- THE INPUT
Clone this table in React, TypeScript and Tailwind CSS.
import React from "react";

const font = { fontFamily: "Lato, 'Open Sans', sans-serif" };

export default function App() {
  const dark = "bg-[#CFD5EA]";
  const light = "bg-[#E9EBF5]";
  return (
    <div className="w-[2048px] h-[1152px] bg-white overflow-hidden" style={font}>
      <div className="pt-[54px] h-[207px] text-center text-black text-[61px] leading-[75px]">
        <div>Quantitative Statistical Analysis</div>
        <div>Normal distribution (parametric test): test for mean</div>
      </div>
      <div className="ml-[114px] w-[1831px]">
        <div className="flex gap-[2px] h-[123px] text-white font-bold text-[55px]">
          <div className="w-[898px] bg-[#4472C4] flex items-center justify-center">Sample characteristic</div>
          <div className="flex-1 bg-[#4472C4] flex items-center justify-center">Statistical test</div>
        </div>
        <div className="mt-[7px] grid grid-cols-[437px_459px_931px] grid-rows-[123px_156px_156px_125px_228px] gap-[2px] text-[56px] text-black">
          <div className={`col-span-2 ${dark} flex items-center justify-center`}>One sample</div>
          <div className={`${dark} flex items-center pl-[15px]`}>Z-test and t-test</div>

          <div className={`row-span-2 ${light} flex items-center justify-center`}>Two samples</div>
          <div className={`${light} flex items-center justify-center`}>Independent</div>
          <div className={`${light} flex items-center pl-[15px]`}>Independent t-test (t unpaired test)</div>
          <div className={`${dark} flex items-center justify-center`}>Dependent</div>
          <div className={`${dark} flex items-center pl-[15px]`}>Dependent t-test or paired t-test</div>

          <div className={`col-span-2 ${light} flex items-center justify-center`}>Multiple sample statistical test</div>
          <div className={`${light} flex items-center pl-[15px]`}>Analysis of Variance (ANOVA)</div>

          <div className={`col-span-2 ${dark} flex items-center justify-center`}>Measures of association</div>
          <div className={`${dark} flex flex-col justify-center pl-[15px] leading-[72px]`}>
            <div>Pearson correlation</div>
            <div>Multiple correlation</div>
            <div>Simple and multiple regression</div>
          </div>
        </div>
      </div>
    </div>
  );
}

--

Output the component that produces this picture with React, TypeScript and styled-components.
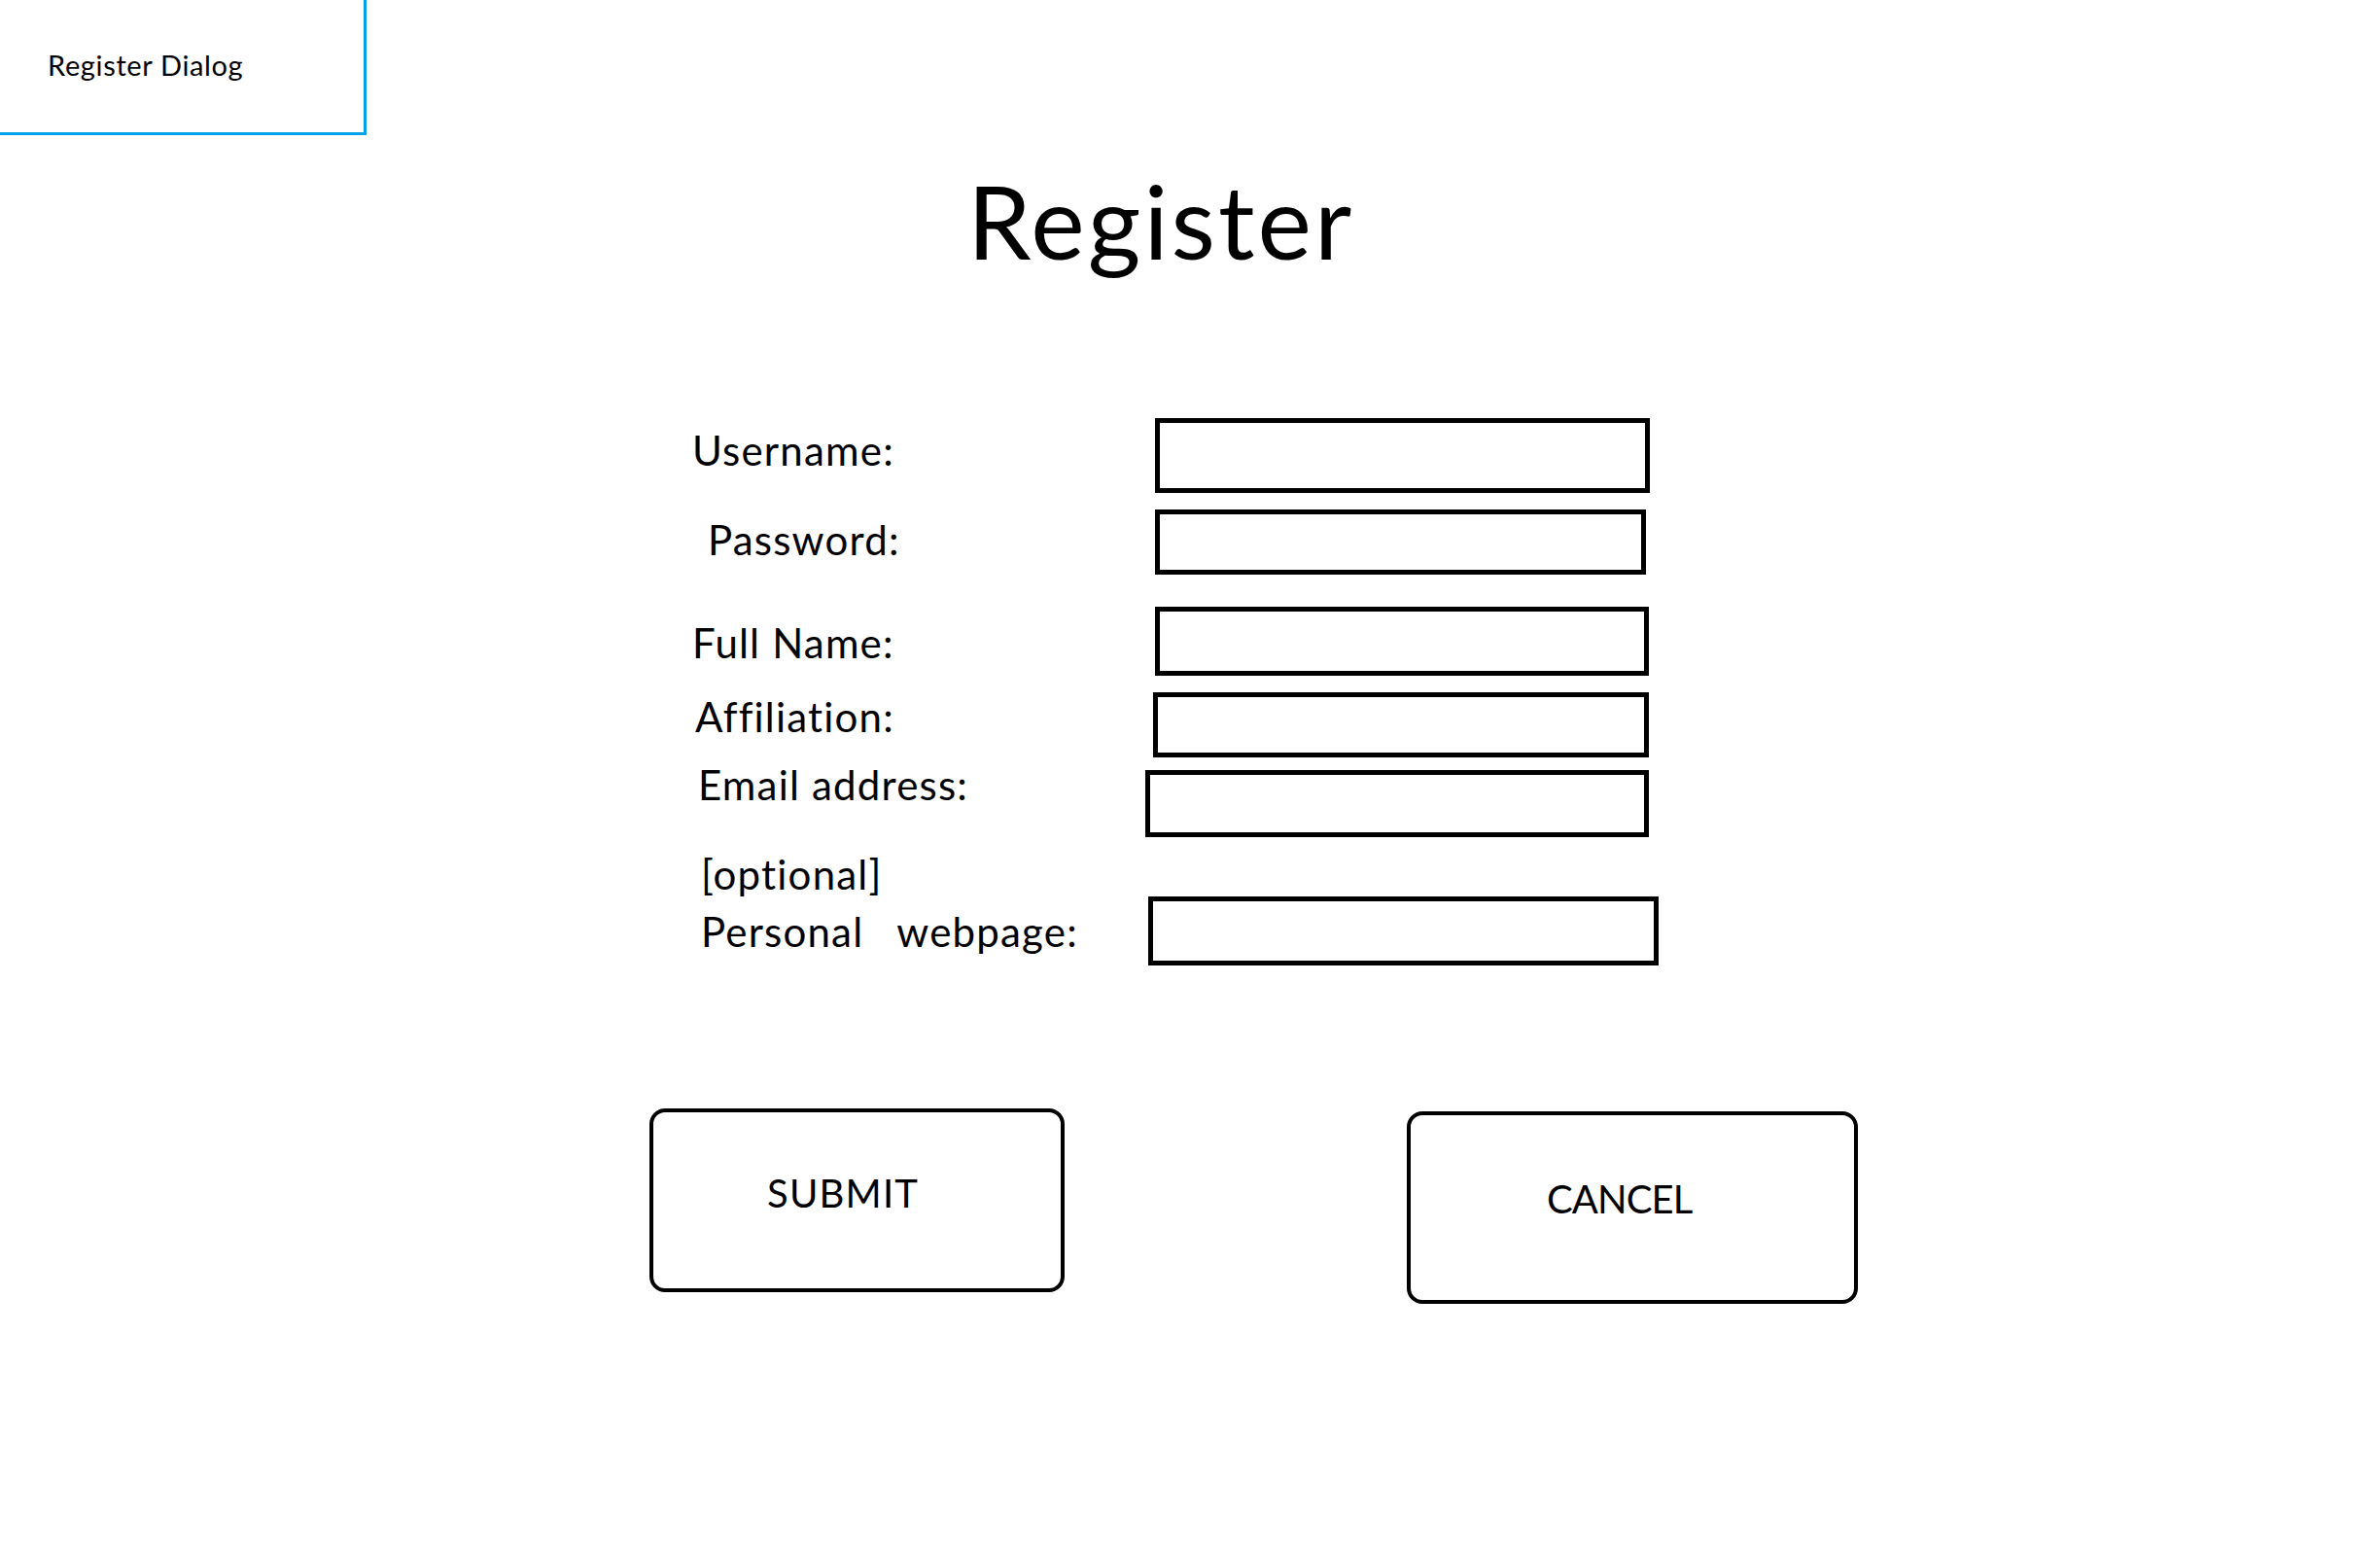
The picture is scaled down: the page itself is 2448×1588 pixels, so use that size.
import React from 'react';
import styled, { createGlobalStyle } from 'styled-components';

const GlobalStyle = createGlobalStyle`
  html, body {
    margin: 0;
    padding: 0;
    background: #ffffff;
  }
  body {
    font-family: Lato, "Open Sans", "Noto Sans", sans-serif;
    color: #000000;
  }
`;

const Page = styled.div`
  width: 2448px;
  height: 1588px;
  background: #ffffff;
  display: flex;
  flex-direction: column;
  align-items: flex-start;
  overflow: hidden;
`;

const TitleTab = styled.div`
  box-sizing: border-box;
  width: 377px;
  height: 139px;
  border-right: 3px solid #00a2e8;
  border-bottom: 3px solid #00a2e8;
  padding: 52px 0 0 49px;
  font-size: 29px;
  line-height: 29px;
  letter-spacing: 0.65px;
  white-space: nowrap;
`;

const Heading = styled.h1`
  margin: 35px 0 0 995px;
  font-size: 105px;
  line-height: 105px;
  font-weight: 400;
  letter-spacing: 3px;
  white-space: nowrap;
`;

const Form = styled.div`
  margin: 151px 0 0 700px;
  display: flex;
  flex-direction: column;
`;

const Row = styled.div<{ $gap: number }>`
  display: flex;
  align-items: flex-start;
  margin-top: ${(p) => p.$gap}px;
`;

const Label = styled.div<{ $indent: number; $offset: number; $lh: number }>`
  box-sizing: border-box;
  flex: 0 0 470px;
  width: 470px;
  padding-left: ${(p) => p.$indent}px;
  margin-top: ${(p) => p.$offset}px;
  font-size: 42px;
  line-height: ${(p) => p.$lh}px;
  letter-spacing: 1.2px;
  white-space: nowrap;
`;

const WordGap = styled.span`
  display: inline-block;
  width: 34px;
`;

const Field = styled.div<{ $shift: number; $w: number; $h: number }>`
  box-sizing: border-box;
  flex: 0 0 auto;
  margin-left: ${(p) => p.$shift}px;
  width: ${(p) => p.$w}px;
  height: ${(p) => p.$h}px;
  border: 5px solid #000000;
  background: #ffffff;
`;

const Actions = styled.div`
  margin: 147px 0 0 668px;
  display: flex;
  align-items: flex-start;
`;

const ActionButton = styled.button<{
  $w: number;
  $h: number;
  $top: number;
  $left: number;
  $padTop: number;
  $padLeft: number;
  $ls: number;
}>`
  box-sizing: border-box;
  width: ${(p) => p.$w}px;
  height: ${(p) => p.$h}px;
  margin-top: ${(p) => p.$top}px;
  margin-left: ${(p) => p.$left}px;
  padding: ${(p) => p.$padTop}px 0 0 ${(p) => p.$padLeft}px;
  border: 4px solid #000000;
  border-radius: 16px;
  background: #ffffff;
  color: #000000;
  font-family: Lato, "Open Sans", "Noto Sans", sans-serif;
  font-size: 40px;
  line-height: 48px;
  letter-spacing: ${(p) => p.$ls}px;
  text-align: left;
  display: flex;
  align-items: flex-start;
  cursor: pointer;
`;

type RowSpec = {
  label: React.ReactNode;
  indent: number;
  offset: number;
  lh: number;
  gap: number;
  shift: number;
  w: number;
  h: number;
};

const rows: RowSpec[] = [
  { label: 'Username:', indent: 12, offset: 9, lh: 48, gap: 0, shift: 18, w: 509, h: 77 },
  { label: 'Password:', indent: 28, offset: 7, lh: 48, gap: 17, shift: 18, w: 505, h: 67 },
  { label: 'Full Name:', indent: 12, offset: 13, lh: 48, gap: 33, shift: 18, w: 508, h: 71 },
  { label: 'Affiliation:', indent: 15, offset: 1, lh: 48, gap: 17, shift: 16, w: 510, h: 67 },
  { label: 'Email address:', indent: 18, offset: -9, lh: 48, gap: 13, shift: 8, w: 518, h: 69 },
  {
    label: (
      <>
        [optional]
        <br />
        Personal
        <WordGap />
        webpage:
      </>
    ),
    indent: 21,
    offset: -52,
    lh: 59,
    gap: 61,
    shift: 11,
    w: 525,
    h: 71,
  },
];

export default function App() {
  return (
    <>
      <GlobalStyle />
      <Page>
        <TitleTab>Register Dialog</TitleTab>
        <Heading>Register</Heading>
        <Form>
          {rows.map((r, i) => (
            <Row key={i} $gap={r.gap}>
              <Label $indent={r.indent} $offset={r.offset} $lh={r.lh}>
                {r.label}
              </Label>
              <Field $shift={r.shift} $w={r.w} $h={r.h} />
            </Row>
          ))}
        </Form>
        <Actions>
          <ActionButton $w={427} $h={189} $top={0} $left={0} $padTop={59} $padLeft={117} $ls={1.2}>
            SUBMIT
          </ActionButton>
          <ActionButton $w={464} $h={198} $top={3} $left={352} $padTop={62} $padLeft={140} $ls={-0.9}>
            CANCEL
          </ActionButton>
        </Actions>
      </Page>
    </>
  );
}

- INSTRUCTION
Search the records for the word "this", then list every line that has it.

- REPLY TO THE EXERCISE
Clone this table in React, TypeScript and Tailwind CSS.
Output the component that produces this picture with React, TypeScript and styled-components.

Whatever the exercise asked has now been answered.